I understand legacy examples aren't useful for everyone, but for me they often were, and now a lot of code will be completely unfindable. :/
Think of niche programming languages and the like that've passed their heyday - I guess tagging might help, but a lot of people don't bother tagging projects.
Also, I guess this includes one's own projects? I have about a hundred repos of various ages, and it's easy to lose track of them. Not being able to search through my own code sounds like a bit of a bummer (Though I don't have an intuition for how often I search for stuff in my own repos, TBH).
Pity there wasn't a better solution available to solve their problems.
Skipping old code might improve the noise, but people will always complain
More simpler version for global code searches, which all I care could be more literal, like matching only exact substrings. It would still allow discovering usages of obscure APIs.
And more comprehensive for searching inside a selected repo. Not sure which one is the problem for them at the moment.
I'm not sure what you meant by this. How is this the case when repos with no commit within the last year (which is extremely common) are no longer indexed?

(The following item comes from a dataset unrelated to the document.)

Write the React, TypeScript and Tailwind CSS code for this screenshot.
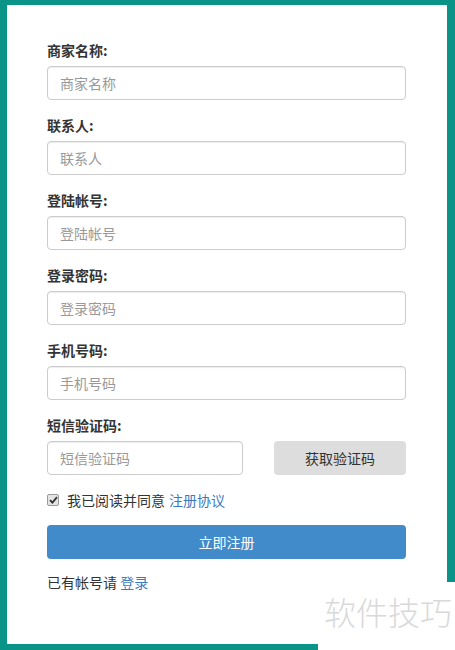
import React from "react";

const fields = ["商家名称", "联系人", "登陆帐号", "登录密码", "手机号码"];

function Field({ label }: { label: string }) {
  return (
    <div className="mb-[15px]">
      <label className="block mb-[6px] text-[14px] leading-[20px] font-bold text-[#333]">
        {label}:
      </label>
      <input
        type="text"
        placeholder={label}
        className="block w-full h-[34px] px-[12px] text-[14px] text-[#555] border border-[#ccc] rounded-[4px] bg-white shadow-[inset_0_1px_1px_rgba(0,0,0,0.075)] outline-none placeholder:text-[#999]"
      />
    </div>
  );
}

export default function App() {
  return (
    <div className="relative w-[455px] h-[650px] bg-[#0a9488] overflow-hidden font-['Noto_Sans_CJK_SC','Microsoft_YaHei',sans-serif]">
      <div className="ml-[7px] pt-[5px]">
        <div className="w-[440px] h-[639px] bg-white pt-[35px] pl-[40px] pr-[41px]">
          {fields.map((f) => (
            <Field key={f} label={f} />
          ))}
          <div className="mb-[15px]">
            <label className="block mb-[6px] text-[14px] leading-[20px] font-bold text-[#333]">
              短信验证码:
            </label>
            <div className="flex justify-between">
              <input
                type="text"
                placeholder="短信验证码"
                className="block w-[196px] h-[34px] px-[12px] text-[14px] text-[#555] border border-[#ccc] rounded-[4px] bg-white shadow-[inset_0_1px_1px_rgba(0,0,0,0.075)] outline-none placeholder:text-[#999]"
              />
              <button className="w-[132px] h-[34px] rounded-[4px] bg-[#dddddd] text-[14px] text-[#333]">
                获取验证码
              </button>
            </div>
          </div>
          <div className="flex items-center h-[20px] mb-[15px] text-[14px] text-[#333]">
            <span className="flex items-center justify-center w-[12px] h-[12px] border border-[#9a9a9a] rounded-[2px] bg-[#e4e4e4] mr-[8px]">
              <svg width="9" height="8" viewBox="0 0 9 8">
                <path d="M1 4.2 L3.4 6.6 L8 1.2" stroke="#333" strokeWidth="1.8" fill="none" />
              </svg>
            </span>
            <span>我已阅读并同意</span>
            <a className="ml-[4px] text-[#3a7bbf]">注册协议</a>
          </div>
          <button className="block w-full h-[34px] rounded-[4px] bg-[#428bca] text-white text-[14px]">
            立即注册
          </button>
          <div className="mt-[13px] text-[14px] leading-[20px] text-[#333]">
            已有帐号请 <a className="text-[#3a7bbf]">登录</a>
          </div>
        </div>
      </div>
      <div className="absolute right-0 bottom-0 w-[137px] h-[68px] bg-white flex items-start justify-end pr-[3px] pt-[13px]">
        <span className="text-[32px] leading-none font-light text-[#d9d9d9]">软件技巧</span>
      </div>
    </div>
  );
}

I suppose I take it for granted that ridiculously huge search indices are a solved problem, but it turns out they aren’t.
To be clear Github search has been very useful, just extremely sensitive and finicky
Honestly I've always hated Github's full text search on code. Give me an amped-up per-repo grep and scrap global code search entirely. Maybe I'm lacking in imagination, but I can't see how full text search is useful to anybody.
However, deeper searches should still be made available.
This could be resolved as simply as advanced time based flags like has issue updated.
They purportedly developed a search engine that can grep the entire internet; but in reality they have trouble indexing a single one of their own websites.
Old code that was not recently active is still valuable to search through.